Managing & Visual Design Editor

The Vermont International Film Festival (VTIFF) along with the Middlebury New Filmmakers Festival (MNFF) will be hosting their Split/Screen series on Feb. 19 to Feb 28.

Saint Michael’s College along with Middlebury College and Champlain College will be hosting the event which features 6 films directed by African American women as well as two separate recorded conversations with the directors Natasha NGaiza and Ashley O’Shay.

“As February is Black History month, sponsoring this month’s series felt like an important thing for the college to support”, said Alex Bertoni, Director of Marketing and Communications. “We hope that students, faculty and staff will take advantage of this opportunity to see and discuss these films.”

Split/Screen Monthly Passes are usually $40 but because of the school sponsorship, 250 students, faculty and staff will be able to view the event for free via a virtual screening site on both the VTIFF and MNFF websites.

  • VTIFF Now: watch.vtiff.org
  • MNFF Online: watch.midfilmfest.org 

The films that will be featured include:

  • LOSING GROUND by Kathleen Collins | 1982 | Fiction
    • One of the first movies directed by an African American woman. Sara Rogers (Seret Scott), a black professor of philosophy, is embarking on an intellectual quest to understand “ecstasy” just as her painter husband, Victor (Bill Gunn), sets off on a more earthy exploration of joy. Over the course of a summer idyll in upstate New York, the two each experience profound emotional and romantic awakenings. 

  • FAREWELL AMOR by Ekwa Msangi | 2020 | Fiction
    • After 17 years apart, Angolan immigrant Walter is joined in the U.S. by his wife and teen daughter. Now absolute strangers sharing a one-bedroom Brooklyn apartment, they struggle to overcome the emotional distance between them.

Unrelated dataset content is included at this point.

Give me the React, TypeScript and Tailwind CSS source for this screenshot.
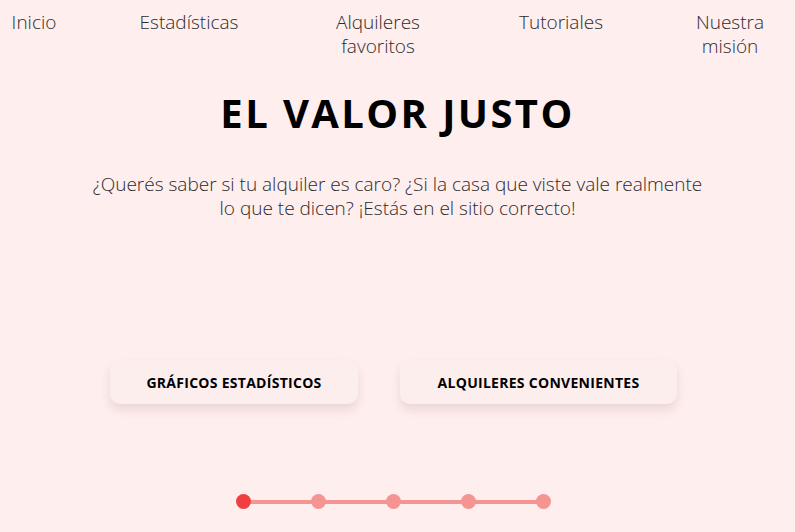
import React from "react";

const navItems = [
  { label: "Inicio", cls: "w-[68px]" },
  { label: "Estadísticas", cls: "w-[120px] ml-[61px]" },
  { label: "Alquileres favoritos", cls: "w-[110px] ml-[74px]" },
  { label: "Tutoriales", cls: "w-[100px] ml-[78px]" },
  { label: "Nuestra misión", cls: "w-[90px] ml-[74px]" },
];

const steps = [0, 1, 2, 3, 4];

export default function App() {
  return (
    <div className="min-h-screen w-full bg-[#ffeeee] text-[#2b2b2b] font-['Open_Sans',sans-serif] flex flex-col items-center">
      {/* top navigation */}
      <nav className="w-full flex items-start pt-[10px]">
        {navItems.map((item) => (
          <a key={item.label} className={`${item.cls} text-center text-[19px] leading-[24px] font-light`}>
            {item.label}
          </a>
        ))}
      </nav>

      <h1 className="mt-[31px] text-[40px] leading-[48px] font-bold tracking-[0.06em] text-black">
        EL VALOR JUSTO
      </h1>

      <p className="mt-[35px] w-[625px] text-center text-[19px] leading-[24px] font-light">
        ¿Querés saber si tu alquiler es caro? ¿Si la casa que viste vale realmente lo que te dicen? ¡Estás en el sitio correcto!
      </p>

      <div className="mt-[140px] mr-[8px] flex gap-[42px]">
        <button className="w-[248px] h-[44px] rounded-[10px] bg-[#fdeeee] shadow-[0_6px_10px_rgba(120,80,80,0.15)] text-[14px] font-bold tracking-[0.02em] text-black">
          GRÁFICOS ESTADÍSTICOS
        </button>
        <button className="w-[277px] h-[44px] rounded-[10px] bg-[#fdeeee] shadow-[0_6px_10px_rgba(120,80,80,0.15)] text-[14px] font-bold tracking-[0.02em] text-black">
          ALQUILERES CONVENIENTES
        </button>
      </div>

      {/* step indicator */}
      <div className="mt-[90px] mr-[9px] relative flex items-center gap-[60px]">
        <div className="absolute left-[7px] right-[7px] top-1/2 -translate-y-1/2 h-[4px] bg-[#f59592]" />
        {steps.map((s) => (
          <span
            key={s}
            className={`relative w-[15px] h-[15px] rounded-full ${s === 0 ? "bg-[#f13f41]" : "bg-[#f59592]"}`}
          />
        ))}
      </div>
    </div>
  );
}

  • ILLUSIONS by Julie Dash | 1982 | Short Film
    • The time is 1942, a year after Pearl Harbor; the place is National Studios, a fictitious Hollywood motion picture studio. Mignon Duprée, a Black woman studio executive who appears to be white and Ester Jeeter, an African American woman who is the singing voice for a white Hollywood star are forced to come to grips with a society that perpetuates false images as status quo.

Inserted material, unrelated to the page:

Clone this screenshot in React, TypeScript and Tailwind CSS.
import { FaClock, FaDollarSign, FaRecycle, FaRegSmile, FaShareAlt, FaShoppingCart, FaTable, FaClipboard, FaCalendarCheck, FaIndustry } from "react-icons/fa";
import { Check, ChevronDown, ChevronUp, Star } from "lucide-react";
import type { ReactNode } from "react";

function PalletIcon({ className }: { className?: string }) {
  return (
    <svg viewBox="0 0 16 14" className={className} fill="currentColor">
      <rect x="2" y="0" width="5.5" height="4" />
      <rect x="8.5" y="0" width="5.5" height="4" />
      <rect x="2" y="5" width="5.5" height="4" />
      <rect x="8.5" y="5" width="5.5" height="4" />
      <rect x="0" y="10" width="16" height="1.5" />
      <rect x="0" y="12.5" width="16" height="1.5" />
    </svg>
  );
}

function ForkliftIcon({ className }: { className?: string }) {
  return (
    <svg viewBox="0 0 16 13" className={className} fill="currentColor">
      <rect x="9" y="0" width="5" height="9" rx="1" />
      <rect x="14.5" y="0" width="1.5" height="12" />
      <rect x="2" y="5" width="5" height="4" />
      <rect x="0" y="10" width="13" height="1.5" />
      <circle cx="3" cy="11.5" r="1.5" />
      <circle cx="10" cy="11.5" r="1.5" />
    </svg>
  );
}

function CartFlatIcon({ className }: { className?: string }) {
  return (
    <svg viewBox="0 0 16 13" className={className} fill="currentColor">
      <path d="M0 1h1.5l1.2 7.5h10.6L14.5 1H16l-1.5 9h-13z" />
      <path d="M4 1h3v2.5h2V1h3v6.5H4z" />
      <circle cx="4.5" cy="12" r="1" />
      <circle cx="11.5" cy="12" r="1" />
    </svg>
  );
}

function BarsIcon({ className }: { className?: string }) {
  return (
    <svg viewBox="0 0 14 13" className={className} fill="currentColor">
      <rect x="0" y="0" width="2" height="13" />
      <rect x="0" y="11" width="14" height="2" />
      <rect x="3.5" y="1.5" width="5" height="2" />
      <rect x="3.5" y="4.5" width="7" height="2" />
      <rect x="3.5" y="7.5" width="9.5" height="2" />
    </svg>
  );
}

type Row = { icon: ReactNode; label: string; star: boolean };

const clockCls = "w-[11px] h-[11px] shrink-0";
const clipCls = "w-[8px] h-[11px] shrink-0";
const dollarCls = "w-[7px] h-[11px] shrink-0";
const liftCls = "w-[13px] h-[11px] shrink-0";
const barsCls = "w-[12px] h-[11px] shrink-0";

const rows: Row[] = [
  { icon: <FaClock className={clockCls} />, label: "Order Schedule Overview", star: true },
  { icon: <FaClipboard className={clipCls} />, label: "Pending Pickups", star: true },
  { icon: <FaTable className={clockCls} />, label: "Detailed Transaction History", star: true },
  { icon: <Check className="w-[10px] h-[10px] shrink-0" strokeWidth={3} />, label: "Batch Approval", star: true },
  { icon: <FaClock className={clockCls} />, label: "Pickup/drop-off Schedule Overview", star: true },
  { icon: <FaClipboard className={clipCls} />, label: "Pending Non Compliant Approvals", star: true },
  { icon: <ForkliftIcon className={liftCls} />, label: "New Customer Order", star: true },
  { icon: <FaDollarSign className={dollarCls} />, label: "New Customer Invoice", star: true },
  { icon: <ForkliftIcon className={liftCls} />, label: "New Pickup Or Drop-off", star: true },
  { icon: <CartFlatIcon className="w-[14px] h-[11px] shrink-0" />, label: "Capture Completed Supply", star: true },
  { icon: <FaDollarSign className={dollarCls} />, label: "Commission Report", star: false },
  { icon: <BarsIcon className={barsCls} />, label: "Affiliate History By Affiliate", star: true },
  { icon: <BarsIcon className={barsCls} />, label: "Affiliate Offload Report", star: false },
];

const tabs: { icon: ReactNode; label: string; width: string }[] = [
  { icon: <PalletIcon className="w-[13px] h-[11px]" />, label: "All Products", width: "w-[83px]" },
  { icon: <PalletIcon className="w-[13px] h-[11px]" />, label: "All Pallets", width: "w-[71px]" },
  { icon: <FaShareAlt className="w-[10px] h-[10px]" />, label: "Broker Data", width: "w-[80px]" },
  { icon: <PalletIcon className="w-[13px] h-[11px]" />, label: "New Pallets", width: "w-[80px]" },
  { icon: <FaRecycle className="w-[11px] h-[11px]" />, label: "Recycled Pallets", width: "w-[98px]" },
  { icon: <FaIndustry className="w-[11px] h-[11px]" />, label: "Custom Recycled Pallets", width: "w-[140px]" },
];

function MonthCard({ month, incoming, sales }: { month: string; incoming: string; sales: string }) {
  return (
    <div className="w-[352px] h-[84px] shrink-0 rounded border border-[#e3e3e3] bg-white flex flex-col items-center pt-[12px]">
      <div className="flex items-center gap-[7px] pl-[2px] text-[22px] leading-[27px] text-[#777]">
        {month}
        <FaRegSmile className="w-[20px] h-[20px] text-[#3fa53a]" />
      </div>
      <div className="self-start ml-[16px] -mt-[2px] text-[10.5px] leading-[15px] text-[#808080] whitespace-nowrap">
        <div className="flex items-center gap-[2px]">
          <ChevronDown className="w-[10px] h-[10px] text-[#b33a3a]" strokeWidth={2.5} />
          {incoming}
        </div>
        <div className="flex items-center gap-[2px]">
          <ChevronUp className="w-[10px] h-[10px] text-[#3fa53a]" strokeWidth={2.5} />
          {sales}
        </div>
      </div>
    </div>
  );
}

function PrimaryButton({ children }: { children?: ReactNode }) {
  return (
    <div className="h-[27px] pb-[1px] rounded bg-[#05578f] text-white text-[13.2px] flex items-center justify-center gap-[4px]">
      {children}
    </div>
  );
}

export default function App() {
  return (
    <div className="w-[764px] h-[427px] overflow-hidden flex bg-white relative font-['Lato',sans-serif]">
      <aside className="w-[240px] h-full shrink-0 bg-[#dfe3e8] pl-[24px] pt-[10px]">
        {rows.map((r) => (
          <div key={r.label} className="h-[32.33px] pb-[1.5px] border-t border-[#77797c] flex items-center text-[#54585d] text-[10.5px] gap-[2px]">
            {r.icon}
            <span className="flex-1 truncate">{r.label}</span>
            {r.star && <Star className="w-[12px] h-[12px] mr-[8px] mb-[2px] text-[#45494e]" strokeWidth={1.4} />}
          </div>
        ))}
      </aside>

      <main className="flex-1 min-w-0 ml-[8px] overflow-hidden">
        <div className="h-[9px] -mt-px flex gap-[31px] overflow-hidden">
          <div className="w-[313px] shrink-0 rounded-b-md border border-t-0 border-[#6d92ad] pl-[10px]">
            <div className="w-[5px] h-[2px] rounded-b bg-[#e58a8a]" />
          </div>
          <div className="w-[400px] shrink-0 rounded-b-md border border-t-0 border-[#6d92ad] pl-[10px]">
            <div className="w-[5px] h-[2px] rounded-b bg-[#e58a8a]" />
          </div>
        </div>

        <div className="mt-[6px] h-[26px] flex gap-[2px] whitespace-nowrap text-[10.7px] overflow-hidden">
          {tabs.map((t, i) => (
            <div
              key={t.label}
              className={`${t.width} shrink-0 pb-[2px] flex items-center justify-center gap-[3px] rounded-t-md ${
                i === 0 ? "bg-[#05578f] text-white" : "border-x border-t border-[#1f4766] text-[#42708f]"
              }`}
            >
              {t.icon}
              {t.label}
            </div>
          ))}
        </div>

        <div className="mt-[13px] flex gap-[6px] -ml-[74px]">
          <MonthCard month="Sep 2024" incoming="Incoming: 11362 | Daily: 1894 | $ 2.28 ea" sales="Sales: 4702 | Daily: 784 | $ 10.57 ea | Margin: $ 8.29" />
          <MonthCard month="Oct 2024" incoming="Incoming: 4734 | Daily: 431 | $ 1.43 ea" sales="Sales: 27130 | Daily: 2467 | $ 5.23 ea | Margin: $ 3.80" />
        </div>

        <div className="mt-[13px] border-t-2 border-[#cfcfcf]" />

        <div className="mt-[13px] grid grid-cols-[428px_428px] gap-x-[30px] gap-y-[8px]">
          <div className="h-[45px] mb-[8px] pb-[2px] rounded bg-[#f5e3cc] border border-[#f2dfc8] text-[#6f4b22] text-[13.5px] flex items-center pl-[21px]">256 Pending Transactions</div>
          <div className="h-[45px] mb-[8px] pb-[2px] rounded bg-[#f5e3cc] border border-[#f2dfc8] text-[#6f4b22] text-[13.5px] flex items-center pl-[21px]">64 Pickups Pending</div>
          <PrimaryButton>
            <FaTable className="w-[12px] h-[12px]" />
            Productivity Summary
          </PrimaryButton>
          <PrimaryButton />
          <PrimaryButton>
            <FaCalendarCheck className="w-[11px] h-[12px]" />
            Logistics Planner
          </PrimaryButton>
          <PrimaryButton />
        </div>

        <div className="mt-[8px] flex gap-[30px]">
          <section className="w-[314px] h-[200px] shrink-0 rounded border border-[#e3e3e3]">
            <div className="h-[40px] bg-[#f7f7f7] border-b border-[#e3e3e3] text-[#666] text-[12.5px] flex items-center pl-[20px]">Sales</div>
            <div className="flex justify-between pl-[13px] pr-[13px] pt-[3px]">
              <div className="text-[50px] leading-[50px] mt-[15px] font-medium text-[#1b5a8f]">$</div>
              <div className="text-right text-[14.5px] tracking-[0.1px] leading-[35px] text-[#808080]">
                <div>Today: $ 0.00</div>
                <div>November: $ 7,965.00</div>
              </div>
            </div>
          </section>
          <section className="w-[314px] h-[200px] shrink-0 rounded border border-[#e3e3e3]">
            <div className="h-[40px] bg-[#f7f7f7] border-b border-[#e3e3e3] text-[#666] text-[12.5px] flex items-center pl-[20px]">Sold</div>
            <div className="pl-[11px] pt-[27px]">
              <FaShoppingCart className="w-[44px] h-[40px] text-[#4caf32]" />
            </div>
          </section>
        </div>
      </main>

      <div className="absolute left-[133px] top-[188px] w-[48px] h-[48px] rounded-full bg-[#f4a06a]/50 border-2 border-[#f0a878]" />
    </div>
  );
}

  • BLACKOUT by Natasha NGaiza | 2013 | Short Film
    • A sudden power outage leads to an impromptu shadow performance that inspires an African immigrant to revisit the past and confront her marriage. Blackout explores the intricacies of transnational African identity, motherhood and memory.

  • A MOTHER by Natasha NGaiza | 2020 | Short Film
    • As a town copes with the disappearance of a little girl, a mother of two must come to terms with her own decision to abort an unexpected pregnancy.

  • UNAPOLOGETIC by Ashley O’Shay | 2020 | Documentary
    • captures tensions between a police board led by Lori Lightfoot (now Chicago Mayor) and abolitionist organizers at Chicago Police Department Headquarters in a polarizing moment in Chicago’s fight against racial injustice after the slaying by police of two Black Chicagoans – Rekia Boyd and Laquan McDonald.